### Instructions to follow
How many lines hold the string "React"? Give only the number.

### Given material
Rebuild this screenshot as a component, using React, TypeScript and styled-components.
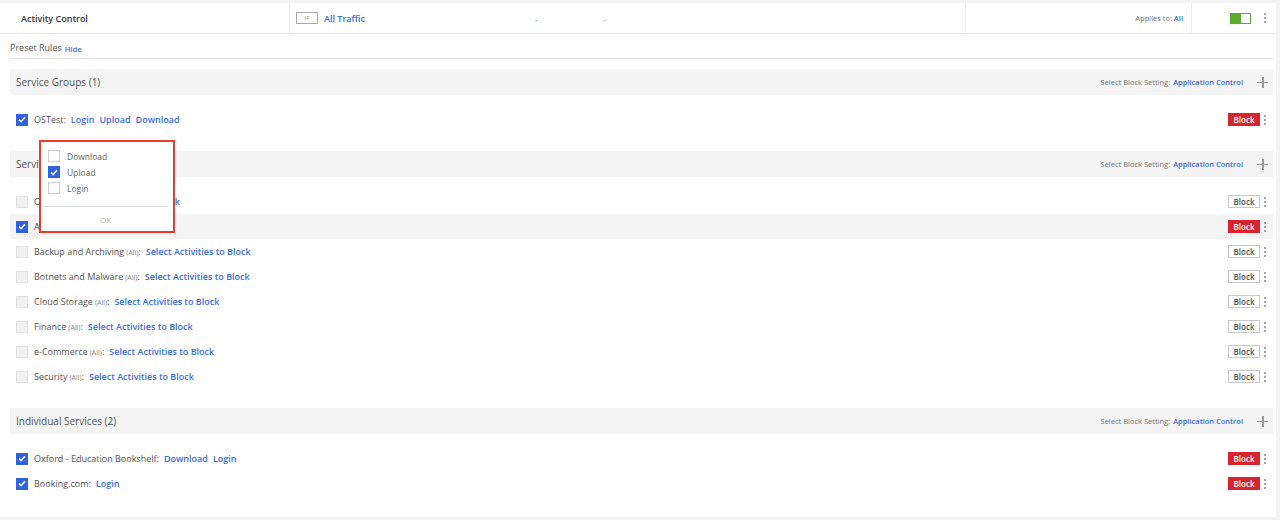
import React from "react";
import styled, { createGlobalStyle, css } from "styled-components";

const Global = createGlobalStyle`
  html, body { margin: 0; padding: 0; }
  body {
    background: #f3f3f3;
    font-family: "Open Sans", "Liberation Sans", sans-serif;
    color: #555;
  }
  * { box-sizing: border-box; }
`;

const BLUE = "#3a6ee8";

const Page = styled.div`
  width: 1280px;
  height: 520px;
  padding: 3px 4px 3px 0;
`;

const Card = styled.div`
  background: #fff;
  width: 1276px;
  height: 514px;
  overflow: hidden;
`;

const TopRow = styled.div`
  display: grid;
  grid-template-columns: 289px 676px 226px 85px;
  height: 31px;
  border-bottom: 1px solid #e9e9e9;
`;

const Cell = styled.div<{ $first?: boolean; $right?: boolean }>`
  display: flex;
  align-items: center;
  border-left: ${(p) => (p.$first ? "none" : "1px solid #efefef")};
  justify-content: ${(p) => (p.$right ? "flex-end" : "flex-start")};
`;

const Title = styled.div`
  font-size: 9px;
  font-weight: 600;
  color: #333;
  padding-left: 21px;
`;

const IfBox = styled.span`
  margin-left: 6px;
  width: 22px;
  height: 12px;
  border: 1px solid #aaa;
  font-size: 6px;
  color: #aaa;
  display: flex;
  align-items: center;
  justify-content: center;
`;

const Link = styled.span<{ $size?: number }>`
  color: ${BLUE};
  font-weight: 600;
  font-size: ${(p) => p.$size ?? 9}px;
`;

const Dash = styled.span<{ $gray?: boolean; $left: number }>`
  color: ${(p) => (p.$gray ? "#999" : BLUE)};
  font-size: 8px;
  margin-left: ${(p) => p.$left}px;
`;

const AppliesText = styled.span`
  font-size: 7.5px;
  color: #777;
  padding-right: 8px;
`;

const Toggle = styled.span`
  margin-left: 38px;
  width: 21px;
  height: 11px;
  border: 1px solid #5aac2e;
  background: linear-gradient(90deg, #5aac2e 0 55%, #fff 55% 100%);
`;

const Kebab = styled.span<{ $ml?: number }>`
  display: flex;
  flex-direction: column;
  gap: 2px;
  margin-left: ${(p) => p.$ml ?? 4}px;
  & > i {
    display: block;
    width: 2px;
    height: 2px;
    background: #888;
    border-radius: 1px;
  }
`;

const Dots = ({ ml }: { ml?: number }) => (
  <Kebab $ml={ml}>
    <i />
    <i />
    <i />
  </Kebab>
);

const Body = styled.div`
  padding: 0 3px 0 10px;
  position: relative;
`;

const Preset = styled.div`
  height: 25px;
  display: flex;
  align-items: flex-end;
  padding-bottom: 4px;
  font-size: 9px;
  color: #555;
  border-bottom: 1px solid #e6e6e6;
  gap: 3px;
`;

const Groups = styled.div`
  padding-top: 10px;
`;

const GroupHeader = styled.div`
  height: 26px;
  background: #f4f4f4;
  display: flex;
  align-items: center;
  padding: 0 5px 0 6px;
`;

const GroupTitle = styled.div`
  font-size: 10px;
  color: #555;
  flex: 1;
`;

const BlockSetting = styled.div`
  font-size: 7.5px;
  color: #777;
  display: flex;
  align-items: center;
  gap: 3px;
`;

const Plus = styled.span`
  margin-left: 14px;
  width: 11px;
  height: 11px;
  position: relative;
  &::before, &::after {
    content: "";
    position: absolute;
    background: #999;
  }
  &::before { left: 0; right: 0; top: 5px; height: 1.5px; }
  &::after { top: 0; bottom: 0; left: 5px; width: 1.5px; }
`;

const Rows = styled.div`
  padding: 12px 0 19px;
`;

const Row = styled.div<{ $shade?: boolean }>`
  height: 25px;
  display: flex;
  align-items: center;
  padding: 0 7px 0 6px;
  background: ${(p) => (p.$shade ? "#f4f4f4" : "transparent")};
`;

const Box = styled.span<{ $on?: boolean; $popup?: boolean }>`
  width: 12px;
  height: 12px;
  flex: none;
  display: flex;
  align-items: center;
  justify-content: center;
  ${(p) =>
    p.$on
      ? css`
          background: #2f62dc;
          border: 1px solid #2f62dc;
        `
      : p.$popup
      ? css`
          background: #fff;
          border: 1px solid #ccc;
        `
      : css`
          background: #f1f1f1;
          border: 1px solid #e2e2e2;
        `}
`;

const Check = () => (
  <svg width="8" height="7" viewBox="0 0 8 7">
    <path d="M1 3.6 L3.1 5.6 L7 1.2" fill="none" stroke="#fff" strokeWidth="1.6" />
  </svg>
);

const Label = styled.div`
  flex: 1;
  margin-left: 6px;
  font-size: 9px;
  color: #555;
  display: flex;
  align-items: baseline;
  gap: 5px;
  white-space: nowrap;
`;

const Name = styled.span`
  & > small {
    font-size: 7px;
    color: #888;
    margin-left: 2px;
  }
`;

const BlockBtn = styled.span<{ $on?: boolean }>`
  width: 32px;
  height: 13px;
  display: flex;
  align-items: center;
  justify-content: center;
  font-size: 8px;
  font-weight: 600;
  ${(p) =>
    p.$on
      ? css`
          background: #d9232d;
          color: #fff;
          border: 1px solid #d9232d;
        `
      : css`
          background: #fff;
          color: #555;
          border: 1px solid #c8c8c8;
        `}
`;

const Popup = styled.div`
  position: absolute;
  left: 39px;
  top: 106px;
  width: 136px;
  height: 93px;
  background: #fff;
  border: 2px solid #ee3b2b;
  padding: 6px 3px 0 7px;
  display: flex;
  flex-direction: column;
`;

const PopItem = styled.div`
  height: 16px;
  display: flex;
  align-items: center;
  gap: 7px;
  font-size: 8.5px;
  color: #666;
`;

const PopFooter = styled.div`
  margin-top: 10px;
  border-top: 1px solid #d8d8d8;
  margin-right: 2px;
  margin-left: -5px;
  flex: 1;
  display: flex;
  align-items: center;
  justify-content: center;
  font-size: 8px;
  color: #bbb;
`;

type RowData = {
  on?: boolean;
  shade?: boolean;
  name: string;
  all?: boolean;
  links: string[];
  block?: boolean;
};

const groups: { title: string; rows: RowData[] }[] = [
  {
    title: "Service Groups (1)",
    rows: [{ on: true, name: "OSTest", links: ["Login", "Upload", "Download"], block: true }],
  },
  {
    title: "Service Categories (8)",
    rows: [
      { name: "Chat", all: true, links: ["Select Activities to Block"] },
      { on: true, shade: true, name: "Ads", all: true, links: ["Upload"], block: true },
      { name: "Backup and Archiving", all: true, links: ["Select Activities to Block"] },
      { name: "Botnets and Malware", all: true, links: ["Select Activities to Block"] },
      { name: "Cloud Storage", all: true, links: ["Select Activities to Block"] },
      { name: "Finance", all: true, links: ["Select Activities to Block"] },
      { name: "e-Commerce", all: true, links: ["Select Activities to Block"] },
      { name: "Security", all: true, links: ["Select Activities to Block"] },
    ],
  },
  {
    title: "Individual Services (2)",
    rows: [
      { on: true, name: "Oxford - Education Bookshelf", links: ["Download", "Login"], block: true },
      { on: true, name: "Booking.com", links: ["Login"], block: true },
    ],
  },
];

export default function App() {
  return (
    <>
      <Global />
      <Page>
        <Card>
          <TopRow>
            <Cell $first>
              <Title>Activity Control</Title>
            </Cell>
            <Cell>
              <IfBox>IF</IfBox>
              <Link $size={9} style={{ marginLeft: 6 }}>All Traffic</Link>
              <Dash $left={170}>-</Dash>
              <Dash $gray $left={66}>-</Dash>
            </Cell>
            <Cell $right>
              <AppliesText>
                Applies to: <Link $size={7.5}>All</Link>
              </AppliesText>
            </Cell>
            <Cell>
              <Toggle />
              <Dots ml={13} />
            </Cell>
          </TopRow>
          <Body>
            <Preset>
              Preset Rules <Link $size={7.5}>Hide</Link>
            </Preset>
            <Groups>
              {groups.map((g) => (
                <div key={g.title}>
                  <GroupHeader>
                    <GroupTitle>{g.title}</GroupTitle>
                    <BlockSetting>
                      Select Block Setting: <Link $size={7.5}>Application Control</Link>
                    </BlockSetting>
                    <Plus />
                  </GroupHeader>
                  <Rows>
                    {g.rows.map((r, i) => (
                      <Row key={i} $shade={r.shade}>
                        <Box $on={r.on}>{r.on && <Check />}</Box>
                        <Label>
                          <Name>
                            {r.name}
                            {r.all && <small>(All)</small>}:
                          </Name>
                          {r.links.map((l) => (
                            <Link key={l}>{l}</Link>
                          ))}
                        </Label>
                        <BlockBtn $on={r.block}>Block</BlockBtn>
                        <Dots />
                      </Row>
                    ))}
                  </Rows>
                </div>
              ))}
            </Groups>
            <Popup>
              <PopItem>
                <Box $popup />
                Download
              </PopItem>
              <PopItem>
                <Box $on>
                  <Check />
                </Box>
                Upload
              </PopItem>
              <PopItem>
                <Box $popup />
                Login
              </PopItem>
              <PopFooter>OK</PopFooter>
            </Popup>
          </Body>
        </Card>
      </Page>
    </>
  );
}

### Full output
2